How the SiteMinder Webagent encode & decode URLs

Document ID : KB000011150
Last Modified Date : 14/02/2018
Show Technical Document Details
Introduction:

What is the algorithm used by the Webagent to encode / decode URL

Question:

What is the algorithm used by the Webagent to encode / decode URL?

Environment:
All WebAgent Versions
Answer:

WebAgent encode an URL: 

=================

If the URL contains any of the following characters, webagent will Encode it:

' '(space), '&', '+', '?', '%', or '$'.  

First, the URL is prepended with '$SM$'. 

Next, the following rules are applied in order:

' 'is replaced with '%20'       

'&' is replaced with '%26'  

'+' is replaced with '%2b'  

'?' is replaced with '%3f'     

'@' is replaced with '%40' 

'"' is replaced with '"' (no changes/encoding)  

'=' is replaced with '%3d'  

'%' is replaced with '$%' or '-%' 

 

Case of '$' and '-' 

> '$' is used as delimiter for traditional agents / LegacyEncoding = YES

'$' is replaced with '$$'

'$$' is replaced with '$$$$' 

'$$$' is replaced with '$$$$$$'

'-' is replaced with '-' (no changes/encoding)

When decoding, it will reverse the logic, agent will remove single $ sign for every one it added before.

 

> '-' is used as delimiter for framework agents / LegacyEncoding = NO

'-' is replaced with '--'

'--' is replaced with '----'

'---' is replaced with '------'

'$' is replaced with '%24'

When decoding, it will reverse the logic, agent will remove single hyphen sign for every one it added before.

 

Scenario with traditional agents / LegacyEncoding = YES

URL being encoded is:

http://server.domain.com/resource?P1=A+B&P2=Space%20Here

SM-Encoded, it becomes:

$SM$http%3a%2f%2fserver%2edomain%2ecom%2fresource%3fP1=A%2bB%26P2=Space$%20Here

WebAgent decode an URL: 

=================

If the URL starts with '$SM$', then scan the string from the beginning. If the current character is '$', skip to the next character and return it. If the current character is %, then read the next TWO characters and return the urldecoded value. Otherwise return the current character. The algorithm will *not* urldecode a value such as $%20, 

because the % will have been skipped by the first case.

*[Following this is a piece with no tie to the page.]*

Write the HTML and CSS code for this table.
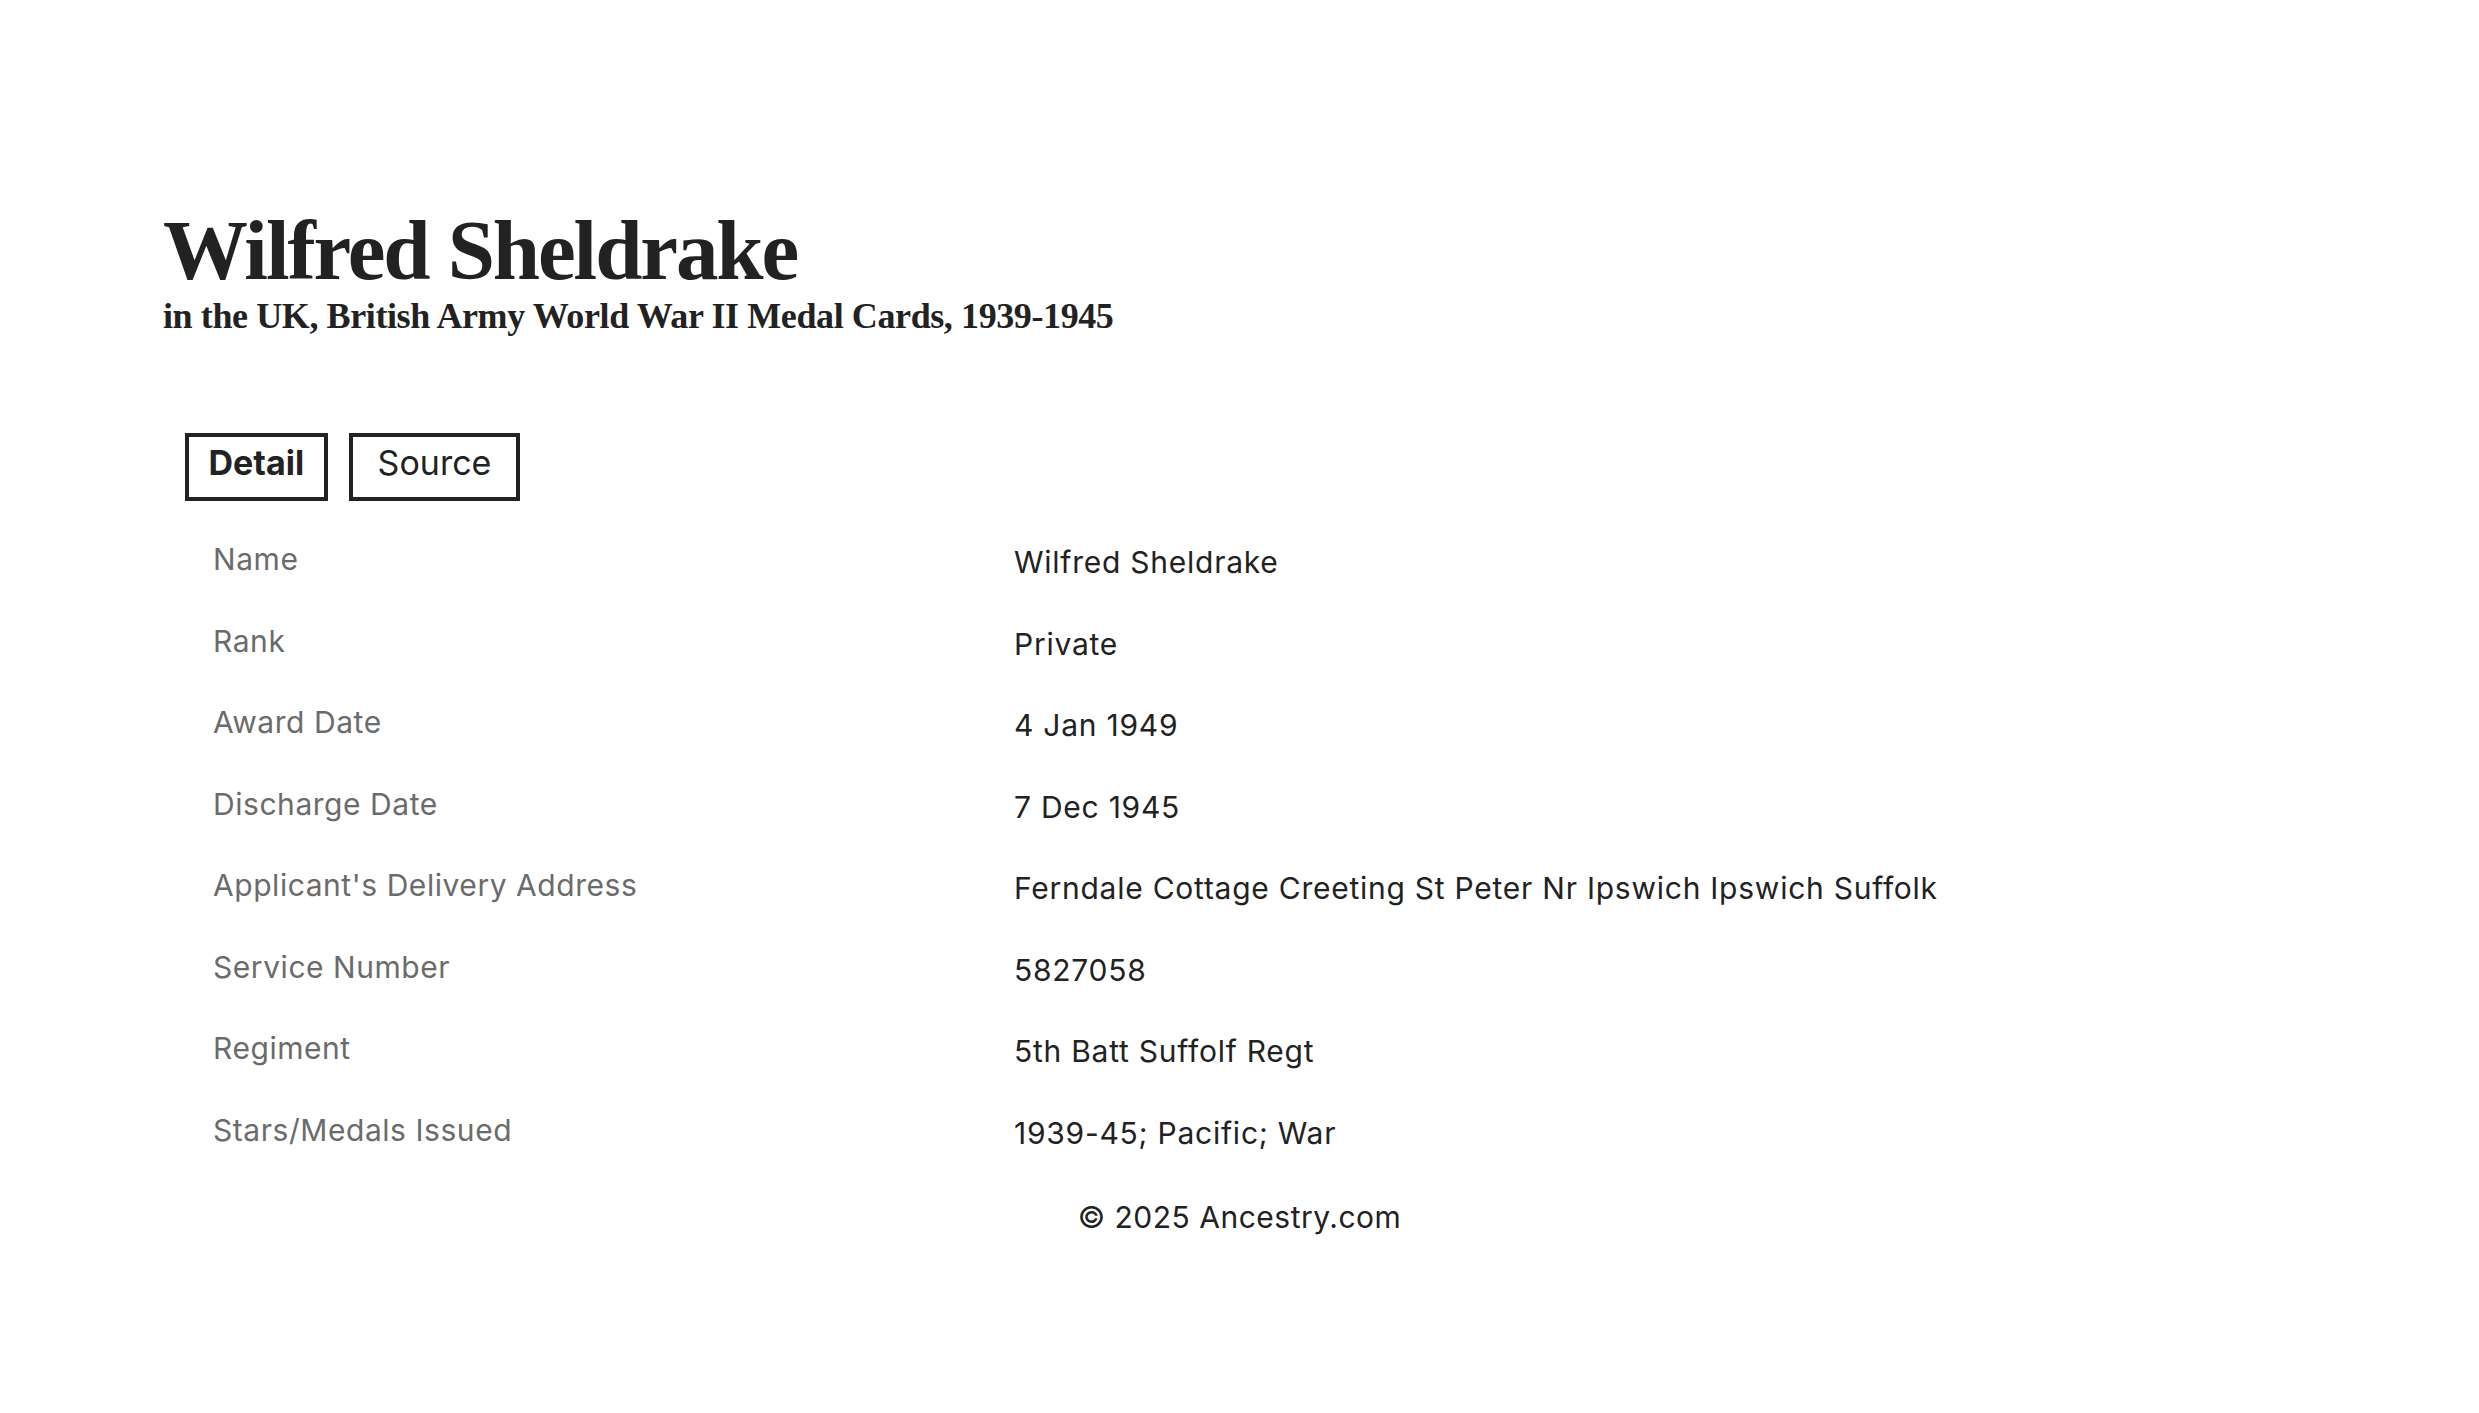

So, if the URL being decoded is: 

$SM$http%3a%2f%2fserver%2edomain%2ecom%2fresource%3fP1=A%2bB%26P2=Space$%20

Here first strip off the $SM$: 

http%3a%2f%2fserver%2edomain%2ecom%2fresource%3fP1=A%2bB%26P2=Space$%20

then parse down the string until we find a '$' or a '%':

 

http%3a%2f%2fserver%2edomain%2ecom%2fresource%3fP1=A%2bB%26P2=Space$%20

At this point, we see a %. So, we urldecode the % and the next two characters and then continue: 

http:%2f%2fserver%2edomain%2ecom%2fresource%3fP1=A%2bB%26P2=Space$%20Here

 

Again, we see a %. Repeat:

http:/ %2fserver%2edomain%2ecom%2fresource%3fP1=A%2bB%26P2=Space$%20Here

Repeat (x times)

http://server.domain.com/resource?P1=A+B&P2=Space

Now, we see a '$' character, that means we return the *next* character and continue scanning.

 

http://server.domain.com/resource?P1=A+B&P2=Space%20Here 

And now we've reached the end of the string. This is the SM-Decoded value.

 

Scenario with Framework agents / LegacyEncoding = NO 

http://server.domain.com/protected/HeaderDumper.asp?1%202&3+4?5%6$7@8"9=10-11--12---13

becomes 

SM-HTTP%3a%2f%2fserver%2edomain%2ecom%2fprotected%2fHeaderDumper%2easp%3f1-%202%263%2b4%3f5-%6%247%408"9%3d10--11----12------13

 

Are you running a Traditional Web Agents or a Framework Agents ? 

Traditional Web Agents are installed on the following web servers:

IIS 5.0  

Apache 1.x  

Apache 1.x-based servers: IBM HTTP Server, Covalent Fast Start 2.x, and Oracle 9.x server 

Domino

 

Framework Agents are installed on the following web servers: 

IIS 6.0 

Apache 2.0  

Apache 2.0-based servers: IBM HTTP Server, Covalent ERS 2.x, HP Apache, and Oracle 10.x HTTP server  

Sun Java Systems 6.0 and 6.1

Note: The Sun Java System Web server was formerly called the Sun ONE Web server or the iPlanet Web server.